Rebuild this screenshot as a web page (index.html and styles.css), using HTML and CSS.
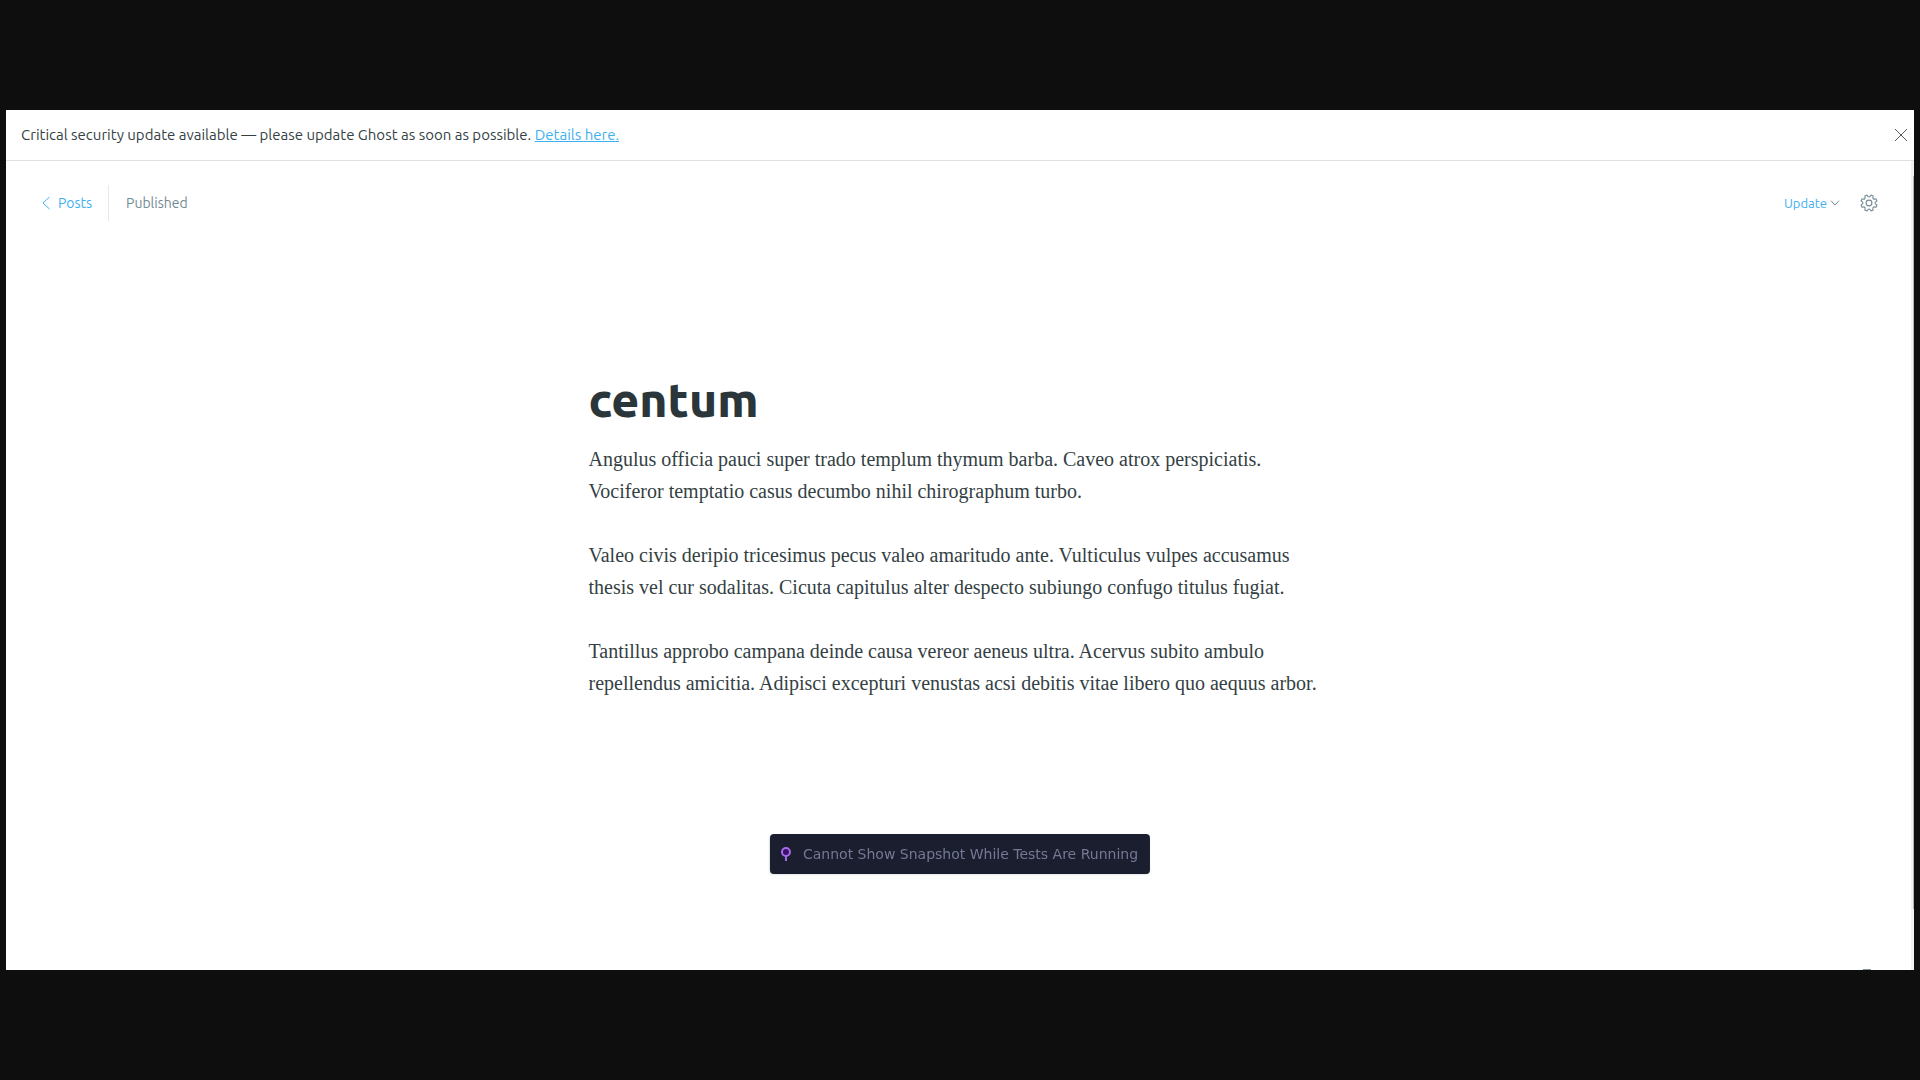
FILE: index.html
```html
<!DOCTYPE html>
<html lang="en">
<head>
<meta charset="utf-8">
<title>centum</title>
<link rel="stylesheet" href="styles.css">
</head>
<body>
<div class="app">
  <aside class="alert">
    <p class="alert-text">Critical security update available — please update Ghost as soon as possible. <a class="alert-link" href="#details">Details here.</a></p>
    <button class="icon-button alert-close" type="button" aria-label="Close">
      <svg width="14" height="14" viewBox="0 0 14 14" fill="none" stroke="currentColor"><path d="M1 1l12 12M13 1L1 13"/></svg>
    </button>
  </aside>
  <div class="viewport">
    <main class="editor">
      <header class="toolbar">
        <a class="back" href="#posts"><svg width="8" height="14" viewBox="0 0 8 14" fill="none" stroke="currentColor"><path d="M7.500 1L1 7l6.500 6"/></svg>Posts</a>
        <span class="status">Published</span>
        <div class="actions">
          <button class="update" type="button">Update<svg width="10" height="6" viewBox="0 0 10 6" fill="none" stroke="#738a94"><path d="M1 .7L5 5 9 .7"/></svg></button>
          <button class="icon-button settings" type="button" aria-label="Settings">
            <svg width="18" height="18" viewBox="0 0 18 18" fill="none" stroke="currentColor" stroke-width="1.100" stroke-linejoin="round"><circle cx="9" cy="9" r="2.900"/><path d="M6.950 1.060Q9 4.900 11.050 1.060L13.160 1.930Q11.900 6.100 16.070 4.840L16.940 6.950Q13.100 9 16.940 11.050L16.070 13.160Q11.900 11.900 13.160 16.070L11.050 16.940Q9 13.100 6.950 16.940L4.840 16.070Q6.100 11.900 1.930 13.160L1.060 11.050Q4.900 9 1.060 6.950L1.930 4.840Q6.100 6.100 4.840 1.930Z"/></svg>
          </button>
        </div>
      </header>
      <article class="post">
        <h1 class="title">centum</h1>
        <p>Angulus officia pauci super trado templum thymum barba. Caveo atrox perspiciatis. Vociferor temptatio casus decumbo nihil chirographum turbo.</p>
        <p>Valeo civis deripio tricesimus pecus valeo amaritudo ante. Vulticulus vulpes accusamus thesis vel cur sodalitas. Cicuta capitulus alter despecto subiungo confugo titulus fugiat.</p>
        <p>Tantillus approbo campana deinde causa vereor aeneus ultra. Acervus subito ambulo repellendus amicitia. Adipisci excepturi venustas acsi debitis vitae libero quo aequus arbor.</p>
      </article>
      <span class="help-edge"></span>
    </main>
    <div class="scrollbar"><div class="thumb"></div></div>
  </div>
</div>
<div class="snapshot" role="status">
  <svg width="10" height="14" viewBox="0 0 10 14"><path d="M5 9v5" stroke="#a36de9" stroke-width="2"/><circle cx="5" cy="5" r="4" fill="#3c0f6b" stroke="#a36de9" stroke-width="2"/></svg>
  <span>Cannot Show Snapshot While Tests Are Running</span>
</div>
</body>
</html>
```
FILE: styles.css
```css
* { box-sizing: border-box; }
body {
  margin: 0;
  height: 100vh;
  padding: 110px 6px;
  display: flex;
  background: #0e0e0e;
  color: #343f44;
  font-family: Ubuntu, "Noto Sans", sans-serif;
}
button {
  padding: 0;
  border: 0;
  background: none;
  font: inherit;
}
svg { display: block; flex: none; }
.app {
  flex: 1;
  min-width: 0;
  display: flex;
  flex-direction: column;
  background: #fff;
  overflow: hidden;
}
.alert {
  display: flex;
  align-items: center;
  justify-content: space-between;
  padding: 14px 6px 14px 15px;
  border-bottom: 1px solid #dfe1e3;
}
.alert-text {
  margin: 0;
  font-size: 15px;
  line-height: 22px;
}
.alert-link { color: #3eb0ef; }
.icon-button { display: flex; }
.alert-close { color: #54595f; }
.viewport {
  flex: 1;
  min-height: 0;
  display: flex;
}
.editor {
  flex: 1;
  min-width: 0;
  position: relative;
}
.toolbar {
  display: flex;
  align-items: center;
  padding: 24px 33px 0 36px;
  font-size: 14px;
  line-height: 36px;
}
.back {
  display: flex;
  align-items: center;
  gap: 8px;
  padding-right: 16px;
  border-right: 1px solid #dfe9f1;
  color: #3eb0ef;
  text-decoration: none;
}
.status {
  padding-left: 17px;
  color: #738a94;
}
.actions {
  display: flex;
  align-items: center;
  gap: 20px;
  margin-left: auto;
}
.update {
  display: flex;
  align-items: center;
  gap: 3px;
  color: #3eb0ef;
  font-size: 13px;
}
.settings { color: #738a94; }
.post {
  max-width: 740px;
  margin: 0 auto;
  padding-top: 150px;
  font-family: "Liberation Serif", serif;
  font-size: 20px;
  line-height: 32px;
}
.post p { margin: 0 0 32px; }
.title {
  margin: 0 0 16px;
  color: #2b363b;
  font: 800 48px/56px Ubuntu, "Noto Sans", sans-serif;
}
.help-edge {
  position: absolute;
  right: 40px;
  bottom: 0;
  width: 8px;
  height: 1px;
  background: #83949c;
}
.scrollbar {
  width: 3px;
  padding: 15px 0 61px 2px;
  background: #f1f1f1;
}
.thumb {
  height: 100%;
  background: #b4b4b4;
}
.snapshot {
  position: fixed;
  left: 50%;
  bottom: 206px;
  transform: translateX(-50%);
  display: flex;
  align-items: center;
  gap: 12px;
  padding: 0 12px 0 11px;
  border-radius: 4px;
  background: #1b1e2e;
  color: #747994;
  box-shadow: 0 1px 2px rgba(0, 0, 0, .1);
  font: 14px/40px "DejaVu Sans", sans-serif;
  white-space: nowrap;
}
```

Task directions | Quote the material in full and exactly; do not carry over its pictures.

Answer for the task |
Rebuild this screenshot as a web page (index.html and styles.css), using HTML and CSS.
FILE: index.html
```html
<!DOCTYPE html>
<html lang="en">
<head>
<meta charset="utf-8">
<title>centum</title>
<link rel="stylesheet" href="styles.css">
</head>
<body>
<div class="app">
  <aside class="alert">
    <p class="alert-text">Critical security update available — please update Ghost as soon as possible. <a class="alert-link" href="#details">Details here.</a></p>
    <button class="icon-button alert-close" type="button" aria-label="Close">
      <svg width="14" height="14" viewBox="0 0 14 14" fill="none" stroke="currentColor"><path d="M1 1l12 12M13 1L1 13"/></svg>
    </button>
  </aside>
  <div class="viewport">
    <main class="editor">
      <header class="toolbar">
        <a class="back" href="#posts"><svg width="8" height="14" viewBox="0 0 8 14" fill="none" stroke="currentColor"><path d="M7.500 1L1 7l6.500 6"/></svg>Posts</a>
        <span class="status">Published</span>
        <div class="actions">
          <button class="update" type="button">Update<svg width="10" height="6" viewBox="0 0 10 6" fill="none" stroke="#738a94"><path d="M1 .7L5 5 9 .7"/></svg></button>
          <button class="icon-button settings" type="button" aria-label="Settings">
            <svg width="18" height="18" viewBox="0 0 18 18" fill="none" stroke="currentColor" stroke-width="1.100" stroke-linejoin="round"><circle cx="9" cy="9" r="2.900"/><path d="M6.950 1.060Q9 4.900 11.050 1.060L13.160 1.930Q11.900 6.100 16.070 4.840L16.940 6.950Q13.100 9 16.940 11.050L16.070 13.160Q11.900 11.900 13.160 16.070L11.050 16.940Q9 13.100 6.950 16.940L4.840 16.070Q6.100 11.900 1.930 13.160L1.060 11.050Q4.900 9 1.060 6.950L1.930 4.840Q6.100 6.100 4.840 1.930Z"/></svg>
          </button>
        </div>
      </header>
      <article class="post">
        <h1 class="title">centum</h1>
        <p>Angulus officia pauci super trado templum thymum barba. Caveo atrox perspiciatis. Vociferor temptatio casus decumbo nihil chirographum turbo.</p>
        <p>Valeo civis deripio tricesimus pecus valeo amaritudo ante. Vulticulus vulpes accusamus thesis vel cur sodalitas. Cicuta capitulus alter despecto subiungo confugo titulus fugiat.</p>
        <p>Tantillus approbo campana deinde causa vereor aeneus ultra. Acervus subito ambulo repellendus amicitia. Adipisci excepturi venustas acsi debitis vitae libero quo aequus arbor.</p>
      </article>
      <span class="help-edge"></span>
    </main>
    <div class="scrollbar"><div class="thumb"></div></div>
  </div>
</div>
<div class="snapshot" role="status">
  <svg width="10" height="14" viewBox="0 0 10 14"><path d="M5 9v5" stroke="#a36de9" stroke-width="2"/><circle cx="5" cy="5" r="4" fill="#3c0f6b" stroke="#a36de9" stroke-width="2"/></svg>
  <span>Cannot Show Snapshot While Tests Are Running</span>
</div>
</body>
</html>
```
FILE: styles.css
```css
* { box-sizing: border-box; }
body {
  margin: 0;
  height: 100vh;
  padding: 110px 6px;
  display: flex;
  background: #0e0e0e;
  color: #343f44;
  font-family: Ubuntu, "Noto Sans", sans-serif;
}
button {
  padding: 0;
  border: 0;
  background: none;
  font: inherit;
}
svg { display: block; flex: none; }
.app {
  flex: 1;
  min-width: 0;
  display: flex;
  flex-direction: column;
  background: #fff;
  overflow: hidden;
}
.alert {
  display: flex;
  align-items: center;
  justify-content: space-between;
  padding: 14px 6px 14px 15px;
  border-bottom: 1px solid #dfe1e3;
}
.alert-text {
  margin: 0;
  font-size: 15px;
  line-height: 22px;
}
.alert-link { color: #3eb0ef; }
.icon-button { display: flex; }
.alert-close { color: #54595f; }
.viewport {
  flex: 1;
  min-height: 0;
  display: flex;
}
.editor {
  flex: 1;
  min-width: 0;
  position: relative;
}
.toolbar {
  display: flex;
  align-items: center;
  padding: 24px 33px 0 36px;
  font-size: 14px;
  line-height: 36px;
}
.back {
  display: flex;
  align-items: center;
  gap: 8px;
  padding-right: 16px;
  border-right: 1px solid #dfe9f1;
  color: #3eb0ef;
  text-decoration: none;
}
.status {
  padding-left: 17px;
  color: #738a94;
}
.actions {
  display: flex;
  align-items: center;
  gap: 20px;
  margin-left: auto;
}
.update {
  display: flex;
  align-items: center;
  gap: 3px;
  color: #3eb0ef;
  font-size: 13px;
}
.settings { color: #738a94; }
.post {
  max-width: 740px;
  margin: 0 auto;
  padding-top: 150px;
  font-family: "Liberation Serif", serif;
  font-size: 20px;
  line-height: 32px;
}
.post p { margin: 0 0 32px; }
.title {
  margin: 0 0 16px;
  color: #2b363b;
  font: 800 48px/56px Ubuntu, "Noto Sans", sans-serif;
}
.help-edge {
  position: absolute;
  right: 40px;
  bottom: 0;
  width: 8px;
  height: 1px;
  background: #83949c;
}
.scrollbar {
  width: 3px;
  padding: 15px 0 61px 2px;
  background: #f1f1f1;
}
.thumb {
  height: 100%;
  background: #b4b4b4;
}
.snapshot {
  position: fixed;
  left: 50%;
  bottom: 206px;
  transform: translateX(-50%);
  display: flex;
  align-items: center;
  gap: 12px;
  padding: 0 12px 0 11px;
  border-radius: 4px;
  background: #1b1e2e;
  color: #747994;
  box-shadow: 0 1px 2px rgba(0, 0, 0, .1);
  font: 14px/40px "DejaVu Sans", sans-serif;
  white-space: nowrap;
}
```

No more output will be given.